Stated goal
Gather up the lines that contain "components".

Supplied information
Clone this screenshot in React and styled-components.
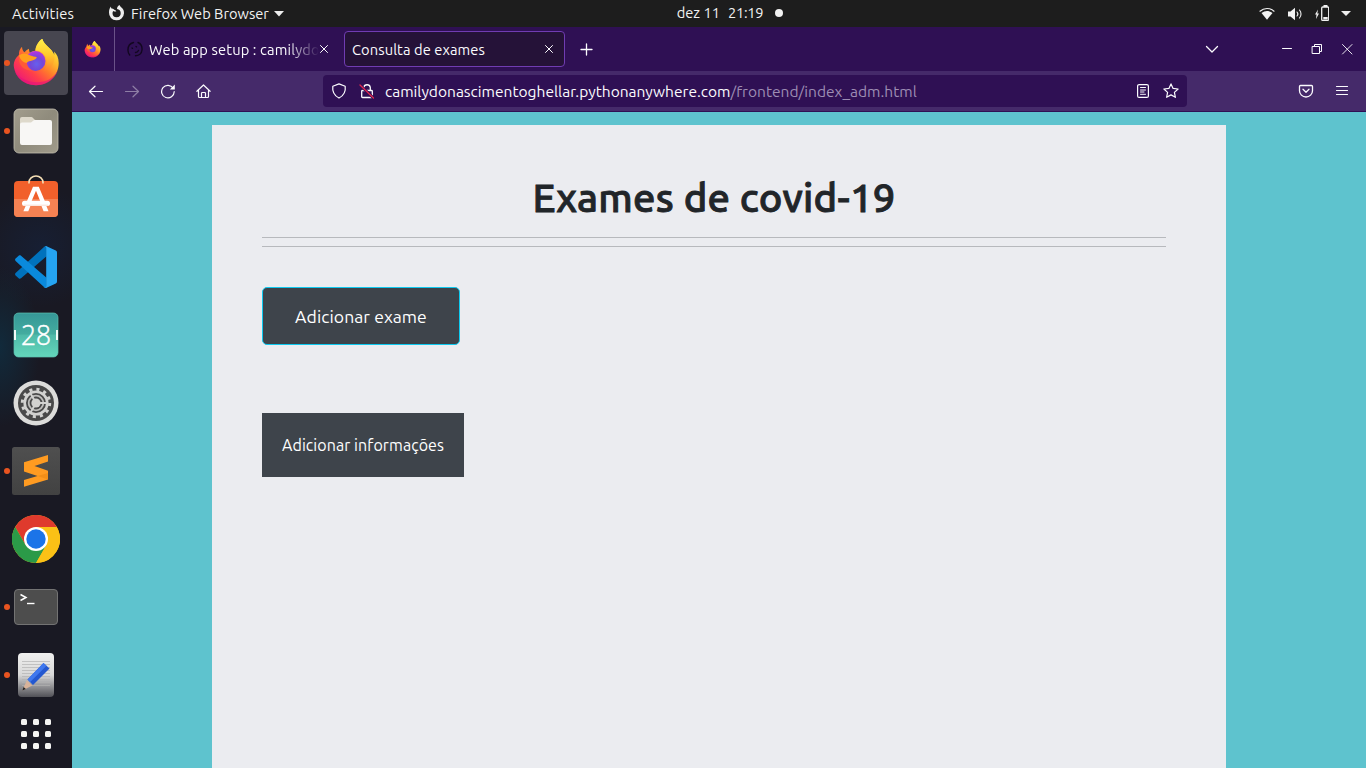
import React from "react";
import styled, { createGlobalStyle } from "styled-components";

const Global = createGlobalStyle`
  * { box-sizing: border-box; }
  body { margin: 0; overflow: hidden; background: #1d1d1d; font-family: Ubuntu, "Noto Sans", sans-serif; }
  button { font-family: inherit; }
  svg { display: block; flex: none; }
`;

const Desktop = styled.div`
  width: 1366px;
  height: 768px;
  display: grid;
  grid-template: 27px 741px / 72px 1294px;
  overflow: hidden;
`;

const Label = styled.span`
  font-size: ${(p) => p.$size || 14.667}px;
  letter-spacing: ${(p) => p.$track || 0}px;
  line-height: 20px;
  white-space: pre;
`;

/* ---------- top panel ---------- */
const Panel = styled.header`
  grid-column: 1 / 3;
  display: grid;
  grid-template-columns: 1fr auto 1fr;
  align-items: center;
  background: #1d1d1d;
  color: #f2f2f2;
`;
const PanelLeft = styled.div`
  display: flex;
  align-items: center;
  padding-left: 12px;
`;
const AppMenu = styled.div`
  display: flex;
  align-items: center;
  gap: 5px;
  margin-left: 34px;
`;
const MenuTitle = styled(Label)`
  margin-left: 1px;
`;
const Clock = styled.div`
  display: flex;
  align-items: center;
  gap: 8px;
  margin-left: 94px;
  padding-bottom: 1px;
`;
const Dot = styled.i`
  width: 8px;
  height: 8px;
  border-radius: 50%;
  margin-left: 4px;
  background: #f2f2f2;
`;
const PanelRight = styled.div`
  display: flex;
  justify-content: flex-end;
  align-items: center;
  gap: 12px;
  padding-right: 15px;
`;

/* ---------- dock ---------- */
const Dock = styled.nav`
  display: flex;
  flex-direction: column;
  align-items: center;
  gap: 4px;
  padding-top: 4px;
  background:
    radial-gradient(ellipse 40px 80px at 0 320px, #112a3b 0, transparent 100%),
    radial-gradient(ellipse 60px 60px at 40px 220px, #171f33 0, transparent 100%),
    #191923;
`;
const Slot = styled.div`
  position: relative;
  width: 64px;
  height: 64px;
  flex: none;
  display: grid;
  place-items: center;
  border-radius: 4px;
  background: ${(p) => (p.$active ? "#474650" : "transparent")};
`;
const Running = styled.i`
  position: absolute;
  left: 0;
  top: 29px;
  width: 6px;
  height: 6px;
  border-radius: 50%;
  background: #e95420;
`;
const Launcher = styled.div`
  display: grid;
  grid-template-columns: repeat(3, 6px);
  gap: 6px;
  margin-top: 8px;
`;
const LauncherDot = styled.i`
  height: 6px;
  border-radius: 1.5px;
  background: #f4f4f2;
`;

/* ---------- browser ---------- */
const Browser = styled.main`
  display: flex;
  flex-direction: column;
  background: #5ec3ce;
`;
const TabStrip = styled.div`
  height: 44px;
  flex: none;
  display: flex;
  align-items: center;
  background: #2f1054;
  color: #fbfbfe;
`;
const PinnedTab = styled.div`
  width: 43px;
  height: 44px;
  display: flex;
  align-items: center;
  padding-left: 12px;
  border-right: 1px solid #6a5288;
`;
const Tab = styled.div`
  width: ${(p) => p.$width}px;
  height: 36px;
  display: flex;
  align-items: center;
  margin-left: ${(p) => p.$gap}px;
  padding: 0 ${(p) => p.$end}px 0 7px;
  border-radius: 4px;
  border: 1px solid ${(p) => (p.$active ? "#703cb2" : "transparent")};
  background: ${(p) => (p.$active ? "#251238" : "transparent")};
`;
const TabTitle = styled.div`
  flex: 1;
  min-width: 0;
  margin-left: ${(p) => p.$indent || 0}px;
  padding-top: 1px;
  display: flex;
  ${(p) => p.$fade && "margin-right: -3px; mask-image: linear-gradient(to right, #000 calc(100% - 32px), transparent);"}
`;
const NewTab = styled.div`
  margin-left: 13px;
`;
const WindowControls = styled.div`
  display: flex;
  align-items: center;
  margin-left: auto;
  gap: 14px;
  padding-right: 11px;
`;
const TabsMenu = styled.div`
  margin-right: 45px;
`;
const Toolbar = styled.div`
  height: 41px;
  flex: none;
  display: flex;
  align-items: center;
  background: #452a6a;
  border-bottom: 1px solid #2f1054;
  color: #fbfbfe;
`;
const NavButtons = styled.div`
  width: 251px;
  display: flex;
  gap: 20px;
  padding-left: 16px;
`;
const AddressBar = styled.div`
  width: 864px;
  height: 32px;
  display: flex;
  align-items: center;
  gap: 12px;
  padding: 0 8px;
  border-radius: 4px;
  background: #2f1054;
`;
const Url = styled.div`
  flex: 1;
  margin-left: -2px;
  padding-top: 1px;
  display: flex;
`;
const UrlPath = styled(Label)`
  color: #9d8db3;
`;
const ToolbarEnd = styled.div`
  margin-left: auto;
  display: flex;
  gap: 20px;
  padding-right: 16px;
`;

/* ---------- page ---------- */
const Sheet = styled.section`
  flex: 1;
  width: 1014px;
  margin: 13px 0 0 140px;
  padding: 49px 60px 0 50px;
  background: #ebecf0;
`;
const Title = styled.h1`
  margin: 0 0 15px;
  text-align: center;
  font-size: 40px;
  font-weight: 500;
  line-height: 48px;
  letter-spacing: 0.25px;
  -webkit-text-stroke: 0.9px #212529;
  color: #212529;
  white-space: nowrap;
`;
const Rule = styled.hr`
  height: 1px;
  margin: 0 0 8px;
  border: 0;
  background: #b7b9bd;
`;
const Action = styled.button`
  display: block;
  width: ${(p) => p.$width}px;
  height: ${(p) => p.$height}px;
  margin-top: ${(p) => p.$top}px;
  padding: ${(p) => (p.$outlined ? "2px 0 0" : 0)};
  color: #fff;
  background: #3e444b;
  border: ${(p) => (p.$outlined ? "1px solid #0dcaf0" : "0")};
  border-radius: ${(p) => (p.$outlined ? 5 : 0)}px;
`;

/* ---------- icons ---------- */
const Glyph = ({ w = 16, h = 16, sw = 1.2, color = "currentColor", children }) => (
  <svg width={w} height={h} viewBox={`0 0 ${w} ${h}`} fill="none" stroke={color} strokeWidth={sw} strokeLinecap="round" strokeLinejoin="round">
    {children}
  </svg>
);

const AppIcon = ({ children }) => (
  <svg width="48" height="48" viewBox="0 0 48 48">{children}</svg>
);

const FirefoxArt = ({ size, id }) => (
  <svg width={size} height={size} viewBox="0 0 48 48">
    <defs>
      <linearGradient id={id + "b"} x1="42" y1="8" x2="12" y2="42" gradientUnits="userSpaceOnUse">
        <stop offset="0" stopColor="#ffe83a" />
        <stop offset=".28" stopColor="#ffb32b" />
        <stop offset=".5" stopColor="#ff7a2b" />
        <stop offset=".75" stopColor="#ff3f4a" />
        <stop offset="1" stopColor="#f01f70" />
      </linearGradient>
      <radialGradient id={id + "g"} cx=".55" cy=".65" r=".65">
        <stop offset="0" stopColor="#6560ee" />
        <stop offset=".5" stopColor="#7447d6" />
        <stop offset="1" stopColor="#b833e1" />
      </radialGradient>
      <linearGradient id={id + "f"} x1="0" y1="0" x2="0" y2="1">
        <stop offset="0" stopColor="#fff04a" />
        <stop offset=".5" stopColor="#ffc92b" />
        <stop offset="1" stopColor="#ff7a2b" stopOpacity=".3" />
      </linearGradient>
    </defs>
    <path fill={`url(#${id}b)`} d="M10 7.800c-2.300 2.200-3.200 5.200-3.100 8.200C3.500 19 1.700 22.600 1.700 26c.6 11.300 10.100 20.200 22.300 20.200 12.600 0 22.700-9.600 22.700-22.200 0-5-1.700-9-4.700-11.500.3 1.500.3 2.500.2 3.500C39.500 8.500 32 6.600 30.300-.2c-4 2.600-6.600 7.200-6.900 12-2.300.2-3.900.8-5.400 2-.8-1-1-2.700-1-4-2 .8-3.300 2-4.400 3.500-1.400-.6-2.500-2.600-2.600-5.500z" />
    <path fill="#e5127c" opacity=".6" d="M3 32.500c3 8.500 11 13.700 21 13.700 10.500 0 19-6 22-15-5 8.500-12 12-21 12-10 0-17.500-4-22-10.700z" />
    <path fill={`url(#${id}f)`} d="M30.300-.2c-4 2.600-6.600 7.200-6.900 12 3.500-.2 8.300 1.600 10.400 6.200 2.300 5 1.200 11-3 14.700 7-.8 12.700-7.700 11.400-16.700C39.500 8.500 32 6.600 30.300-.2z" />
    <circle cx="23.500" cy="22" r="10" fill={`url(#${id}g)`} />
    <path fill="#ff5a36" d="M6.900 16c2.600 0 6 3 7.600 6.500.2 4 2.500 7.300 6 9.200-7.500 0-12.800-4-13.600-11z" />
    <path fill="#ffa01c" d="M6.900 16.500c2.300-1.900 5.500-2.700 8.200-1.500 2.500 1.200 4.900 2.700 9.700 3-.2 1.700-2.500 3-4.700 3.600-2.100.6-4.400.8-5.600 2.400-3.600-.5-6-3-7.600-7.500z" />
  </svg>
);

const FilesIcon = () => (
  <AppIcon>
    <defs><linearGradient id="fi" x1="0" y1="0" x2="1" y2="1"><stop offset="0" stopColor="#a29d8d" /><stop offset=".5" stopColor="#8f8b7c" /><stop offset="1" stopColor="#a09b8b" /></linearGradient></defs>
    <rect x="2" y="2" width="44" height="44" rx="5" fill="url(#fi)" stroke="#c2beae" strokeWidth=".8" />
    <path fill="#ded9cb" d="M8 12a2 2 0 0 1 2-2h9.500c1.500 0 2.500 3 4 3h8v6H8z" />
    <path fill="#f8f7f5" d="M8 17.500a2 2 0 0 1 2-2h9c1 0 2-2.500 3.500-2.500H38a2 2 0 0 1 2 2v21a2 2 0 0 1-2 2H10a2 2 0 0 1-2-2z" />
  </AppIcon>
);

const StoreIcon = () => (
  <AppIcon>
    <rect x="2" y="6" width="44" height="36" rx="4" fill="#f1602b" />
    <path d="M2 24h44v14a4 4 0 0 1-4 4H6a4 4 0 0 1-4-4z" fill="#f58253" />
    <path d="M17 8.500V7.500a7 6.500 0 0 1 14 0v1" fill="none" stroke="#f6dfb5" strokeWidth="1.600" />
    <path fill="#fff" d="M21 11.800h5.800l6 14.200h-4.600L24 15.700 19.600 26H15zM13.600 31h4.800l-2.100 5.200h-4.900zM29.500 31h4.900l2.100 5.200h-4.900z" />
    <rect x="10" y="25.800" width="28" height="5.200" rx="2.500" fill="#fff" />
    <path d="M12 30.200h24" stroke="#f6d6c6" strokeWidth=".8" />
  </AppIcon>
);

const CodeIcon = () => (
  <AppIcon>
    <path fill="#0072bd" d="M34.500 3.200v10L9 35.300c-.7.600-1.500.6-2.100.1l-3.300-3c-.7-.7-.7-1.700 0-2.400L32 4c.8-.8 1.600-1 2.500-.8z" />
    <path fill="#0a8add" d="M34.500 44.800v-10L9 12.700c-.7-.6-1.500-.6-2.100-.1l-3.300 3c-.7.700-.7 1.700 0 2.400L32 44c.8.800 1.600 1 2.500.8z" />
    <path fill="#25a4f2" d="M34 3l9.800 4.600c.8.400 1.200 1 1.200 1.900v29c0 .9-.4 1.500-1.200 1.900L34 45c-1 .3-1.700 0-2.500-.8 1.200 1 2.700.3 2.700-1.200V5c0-1.500-1.500-2.200-2.700-1.200C32.300 3 33 2.700 34 3z" />
  </AppIcon>
);

const CalendarIcon = () => (
  <AppIcon>
    <defs><linearGradient id="ca" x1="0" y1="0" x2="0" y2="1"><stop offset="0" stopColor="#369797" /><stop offset=".48" stopColor="#43ac9f" /><stop offset=".5" stopColor="#4fbaa9" /><stop offset="1" stopColor="#63d6bb" /></linearGradient></defs>
    <rect x="2" y="2" width="44" height="44" rx="4.500" fill="url(#ca)" stroke="#5cc0b0" strokeWidth=".7" />
    <path d="M2 19h2v10H2zM44 19h2v10h-2z" fill="#f4faf8" />
    <text x="24" y="33.500" textAnchor="middle" fontSize="27" fontWeight="300" textLength="30" lengthAdjust="spacingAndGlyphs" fill="#fff" stroke="#fff" strokeWidth=".5" fontFamily="Open Sans, Noto Sans, sans-serif">28</text>
  </AppIcon>
);

const SettingsIcon = () => (
  <AppIcon>
    <circle cx="24" cy="24" r="22.500" fill="#dcdcda" />
    <circle cx="24" cy="24" r="18" fill="#494949" />
    <circle cx="24" cy="24" r="13.700" fill="none" stroke="#d2d2d0" strokeWidth="3" strokeDasharray="3.100 4.073" />
    <circle cx="24" cy="24" r="11.300" fill="none" stroke="#d2d2d0" strokeWidth="2.600" />
    <circle cx="24" cy="24" r="7.300" fill="none" stroke="#bdbdbb" strokeWidth="1.800" />
    <circle cx="24" cy="24" r="4.600" fill="#d2d2d0" />
    <path d="M24 24h11M24 24l-5.500-9.500M24 24l-5.500 9.500" stroke="#d2d2d0" strokeWidth="2" />
  </AppIcon>
);

const SublimeIcon = () => (
  <AppIcon>
    <defs><linearGradient id="su" x1="0" y1="0" x2="0" y2="1"><stop offset="0" stopColor="#4f4f4f" /><stop offset="1" stopColor="#424242" /></linearGradient></defs>
    <rect width="48" height="48" rx="2.500" fill="url(#su)" />
    <path fill="#ff9b21" d="M12 15.300L36 8v6.500L22.500 19 36 23.800v8.700l-24 7.300V33l13.500-4L12 24.500z" />
    <path fill="#e5830f" d="M22 27.700l14 4.800V26l-10.500 3z" opacity=".5" />
  </AppIcon>
);

const ChromeIcon = () => (
  <AppIcon>
    <circle cx="24" cy="24" r="24" fill="#fbc116" />
    <path fill="#df3a2d" d="M3.200 12A24 24 0 0 1 44.800 12H24L13.600 30z" />
    <path fill="#2b9a48" d="M3.200 12A24 24 0 0 0 24 48L34.400 30H13.600z" />
    <path fill="#fbc116" d="M24 12h20.800A24 24 0 0 1 24 48l10.400-18z" />
    <circle cx="24" cy="24" r="12" fill="#fff" />
    <circle cx="24" cy="24" r="9.700" fill="#1b74e8" />
  </AppIcon>
);

const TerminalIcon = () => (
  <AppIcon>
    <rect x="2.500" y="6.500" width="43" height="35" rx="3.500" fill="#4d4d4d" stroke="#737373" />
    <path d="M8.500 11.500l5.500 3-5.500 3" fill="none" stroke="#fff" strokeWidth="1.500" />
    <path d="M15 20.500h7.500" stroke="#fff" strokeWidth="1.400" />
  </AppIcon>
);

const EditorIcon = () => (
  <AppIcon>
    <defs><linearGradient id="ed" x1="0" y1="0" x2="0" y2="1"><stop offset="0" stopColor="#f0f0ef" /><stop offset=".5" stopColor="#d8d8d8" /><stop offset="1" stopColor="#515157" /></linearGradient></defs>
    <rect x="6" y="2" width="36" height="44" rx="4" fill="url(#ed)" />
    <path d="M10 10.500h28M10 13.500h28M10 16.500h28M10 19.500h28M10 22.500h28M10 25.500h28M10 28.500h28M10 31.500h28M10 34.500h28" stroke="#b2b2b2" strokeWidth=".7" />
    <path d="M10.300 39.500l4.500-10 5.500 5z" fill="#d9b39a" />
    <path d="M10.300 39.500l1.300-3.400 2.200 2z" fill="#222" />
    <path d="M15.500 28.500l16-16.500 6 5.500-16.500 16.500z" fill="#2458d0" />
    <path d="M15.500 28.500l16-16.500 3 2.700-16.300 16.300z" fill="#3f78ee" />
  </AppIcon>
);

const apps = [
  { name: "firefox", icon: <FirefoxArt size={48} id="ffd" />, running: true, active: true },
  { name: "files", icon: <FilesIcon />, running: true },
  { name: "store", icon: <StoreIcon /> },
  { name: "code", icon: <CodeIcon /> },
  { name: "calendar", icon: <CalendarIcon /> },
  { name: "settings", icon: <SettingsIcon /> },
  { name: "sublime", icon: <SublimeIcon />, running: true },
  { name: "chrome", icon: <ChromeIcon /> },
  { name: "terminal", icon: <TerminalIcon />, running: true },
  { name: "editor", icon: <EditorIcon />, running: true },
];

const TabClose = () => <Glyph w={16} h={10} sw={1}><path d="M4.500 1.500l7 7M11.500 1.500l-7 7" /></Glyph>;

export default function App() {
  return (
    <Desktop>
      <Global />
      <Panel>
        <PanelLeft>
          <Label $track={0.2}>Activities</Label>
          <AppMenu>
            <Glyph w={17} h={18} sw={0}>
              <path fill="#eee" fillRule="evenodd" d="M3 1.500C1.500 3 1 5 1 7.500a7.500 7.500 0 0 0 15 .7c0-2-.5-3.500-1.500-4.700C13.700 2.300 12 1.700 11.500 0 9.800 1 9 2.300 9 4c2.300.3 3.700 2 3.700 4a4.100 4.100 0 0 1-8.200.3c0-1 .3-1.700.8-2.300C6 6.500 7 6.700 8.300 6.500 8 5.500 7 5 6 4.500 5.500 3.500 4 3.500 3.500 3.500 3 3 3 2 3 1.500z" />
            </Glyph>
            <MenuTitle>Firefox Web Browser</MenuTitle>
            <Glyph w={10} h={6} sw={0}><path fill="#eee" d="M0 0h10L5 5.500z" /></Glyph>
          </AppMenu>
        </PanelLeft>
        <Clock>
          <Label>dez 11</Label>
          <Label $track={-0.25}>21:19</Label>
          <Dot />
        </Clock>
        <PanelRight>
          <Glyph w={16} h={14} sw={1.200} color="#f2f2f2">
            <path d="M1 4.200C5 .6 11 .6 15 4.200" />
            <path fill="#f2f2f2" stroke="none" d="M2.500 6C6 3.200 10 3.200 13.500 6L8 12.800z" />
          </Glyph>
          <Glyph w={16} h={14} sw={1.100} color="#f2f2f2">
            <path fill="#f2f2f2" stroke="none" d="M1 4.500h2.500L8 .8v12.400L3.500 9.500H1z" />
            <path d="M10 5c.9 1 .9 3 0 4M12.500 3c2 2.200 2 5.800 0 8" />
          </Glyph>
          <Glyph w={14} h={18} sw={1.300} color="#f2f2f2">
            <path fill="#f2f2f2" stroke="none" d="M3 4.500L0 9.500H1.500L1 14 4 8.500H2.300zM8.300 12h4.400v2.500H8.300zM8.500 0h4v2H8.500z" />
            <rect x="6.700" y="2" width="7" height="13.400" rx="1" />
          </Glyph>
          <Glyph w={10} h={6} sw={0}><path fill="#eee" d="M0 0h10L5 5z" /></Glyph>
        </PanelRight>
      </Panel>

      <Dock>
        {apps.map((a) => (
          <Slot key={a.name} $active={a.active}>
            {a.icon}
            {a.running && <Running />}
          </Slot>
        ))}
        <Launcher>
          {Array.from({ length: 9 }, (_, i) => <LauncherDot key={i} />)}
        </Launcher>
      </Dock>

      <Browser>
        <TabStrip>
          <PinnedTab><FirefoxArt size={17} id="fft" /></PinnedTab>
          <Tab $width={221} $gap={4} $end={7}>
            <Glyph w={16} h={16} sw={1.400} color="#12071f">
              <path d="M6.500 1.500C2.500 2.500.8 6 1 9.500c.1 2 .8 3.500 1.700 4.500M11 1.500c3 1.200 4.300 4 4 7.500-.4 3.500-3 5.500-6.500 5.800" />
              <path d="M5 7l.5.300M9 5.500l.5.300M8.500 11.500c1.500 0 2.500-1 3-2" />
            </Glyph>
            <TabTitle $indent={6} $fade><Label $track={0.14}>Web app setup : camilydo</Label></TabTitle>
            <TabClose />
          </Tab>
          <Tab $active $width={221} $gap={4} $end={7}>
            <TabTitle><Label $track={0.1}>Consulta de exames</Label></TabTitle>
            <TabClose />
          </Tab>
          <NewTab><Glyph sw={1.300}><path d="M8.500 3v11M3 8.500h11" /></Glyph></NewTab>
          <WindowControls>
            <TabsMenu><Glyph sw={1.300}><path d="M2.500 5.500L8 11l5.500-5.500" /></Glyph></TabsMenu>
            <Glyph sw={1}><path d="M3.500 7.500h9" /></Glyph>
            <Glyph sw={1}><path d="M3.500 5.500h7v7h-7zM5.500 5.500v-2h7v7h-2" /></Glyph>
            <Glyph sw={0.9}><path d="M3.500 3.500l9.500 9.500M13 3.500l-9.500 9.500" /></Glyph>
          </WindowControls>
        </TabStrip>
        <Toolbar>
          <NavButtons>
            <Glyph><path d="M14.500 8.500h-13M7 3.200L1.500 8.500 7 13.800" /></Glyph>
            <Glyph color="#8f7fa6"><path d="M1.500 8.500h13M9 3.200L14.500 8.500 9 13.800" /></Glyph>
            <Glyph><path d="M13.200 5.200A6.300 6.300 0 1 0 14.200 8.700" /><path fill="currentColor" stroke="none" d="M14.800 1.500v5H9.800z" /></Glyph>
            <Glyph><path d="M.9 8.300L7.500 2l6.600 6.300M2.500 7.300v6.200c0 .6.400 1 1 1h8c.6 0 1-.4 1-1V7.300M5.500 14.300v-4c0-.5.300-.8.800-.8h2.400c.5 0 .8.300.8.800v4" /></Glyph>
          </NavButtons>
          <AddressBar>
            <Glyph><path d="M8 .9l6.200 2.400c.6 4.500-1.200 9-6.200 11.800C3 12.300 1.200 7.800 1.800 3.300z" /></Glyph>
            <Glyph sw={1.300}>
              <path d="M3.500 7.500h9c.5 0 .8.300.8.800v5.400c0 .5-.3.800-.8.800h-9c-.5 0-.8-.3-.8-.8V8.300c0-.5.300-.8.800-.8zM4.800 7V4.500a3.300 3.300 0 0 1 6.500 0V7" />
              <path d="M1 2l13.500 13" stroke="#2f1054" strokeWidth="3" />
              <path d="M1 2l13.500 13" stroke="#e22850" strokeWidth="1.300" />
            </Glyph>
            <Url>
              <Label $size={15.54}>camilydonascimentoghellar.pythonanywhere.com</Label>
              <UrlPath $size={15.54}>/frontend/index_adm.html</UrlPath>
            </Url>
            <Glyph><rect x="2.600" y="1.600" width="10.800" height="12.800" rx="1.500" /><path d="M5.500 4.500h5M5.500 7h5M5.500 9h3.500M5.500 11.300h5" strokeWidth="1" /></Glyph>
            <Glyph><path d="M8 .9l2.100 4.500 5 .6-3.700 3.400 1 4.900L8 11.900l-4.400 2.400 1-4.900L.9 6l5-.6z" /></Glyph>
          </AddressBar>
          <ToolbarEnd>
            <Glyph sw={1.300}><path d="M2.500 2.500h11c.6 0 1 .4 1 1v4.200a6.500 6.300 0 0 1-13 0V3.500c0-.6.400-1 1-1zM5 6.300l3 2.900 3-2.900" /></Glyph>
            <Glyph><path d="M2.500 3.500h11M2.500 7.500h11M2.500 11.500h11" /></Glyph>
          </ToolbarEnd>
        </Toolbar>
        <Sheet>
          <Title>Exames de covid-19</Title>
          <Rule />
          <Rule />
          <Action $outlined $width={198} $height={58} $top={40}><Label $size={17.6} $track={0.05}>Adicionar exame</Label></Action>
          <Action $width={202} $height={64} $top={68}><Label $size={16} $track={0.07}>Adicionar informações</Label></Action>
        </Sheet>
      </Browser>
    </Desktop>
  );
}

The response
Clone this screenshot in React and styled-components.
import styled, { createGlobalStyle } from "styled-components";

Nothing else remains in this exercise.